YouTube threw itself a 10th birthday party Wednesday at Manhattan’s Madison Square Garden Theater, using its annual “Brandcast” event to celebrate the diversity of content flourishing on the platform.

Susan Wojcicki, CEO of YouTube, touted the reach and influence of the Google-owned property, noting statistics intended to impress assembled advertisers moving through their third day of NewFront presentations that will go on another seven days.

“Our mobile growth has been so strong in the U.S. that YouTube now reaches more 18-49 on mobile alone than any cable network,” said Wojcicki. “That’s incredible scale.”

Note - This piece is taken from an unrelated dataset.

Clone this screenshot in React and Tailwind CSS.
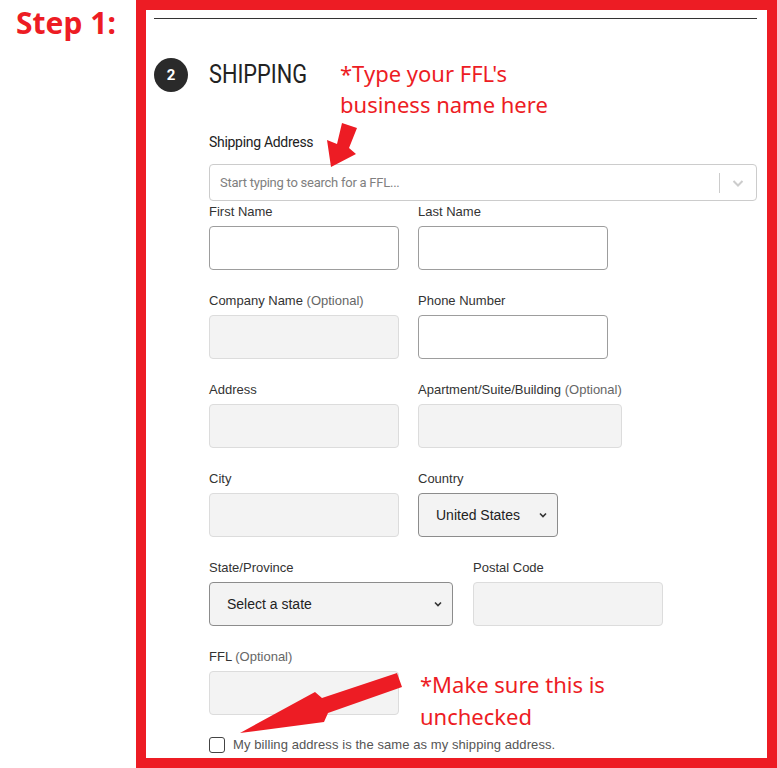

But the Brandcast was actually quite light on statistics by NewFront standards and much more filled with testimonies from myriad perspectives on the power of the platform. Josh Goldstine, president of worldwide marketing, at Universal Pictures, took the stage to explain how YouTube had transformed his approach to promoting films from the studio.

“From another perspective, we are entering the most exciting time in my 25 years of doing this, a new golden age of opportunity,” said Goldstine.

He focused his remarks on how advances in data science had helped him take cheaply produced movies like “The Purge” and “Unfriended” and made them far more profitable than blockbusters by sophisticated targeting of audience segments with digital-native content on YouTube.

The Brandcast also featured host Grace Helbig, Buzzfeed Video chief Ze Frank and John Green, the writer of novel “The Fault in Our Stars” who also has a popular YouTube channel with his brother, Hank Green.

Citing the $300 million-grossing movie made from his book, he credited his online presence for making that happen. “There’s no way the success would have happened without YouTube,” he noted.

Contrary to the other presenters who pitched advertisers on their value, Green made an impassioned plea how community-focused YouTube content fosters an enriching engagement from young viewers with the platform and each other that is better than mainstream entertainment.

Before the event closed with a performance from Bruno Mars, the final speaker was Robert Kyncl, head of content and business operations at YouTube. He positioned YouTube as a successor to the traditional entertainment industry in its ability to marry content with advertising, only this time around on a different set of devices.

“That shift requires partnering with a new set of players who are as successful on mobile as Hollywood was in the living room,” said Kyncl.

He also expressed gratitude to the advertisers in attendance. “Thank you for the most incredible and expensive brithday party ever,” said Kyncl. “Thank you for paying for it.”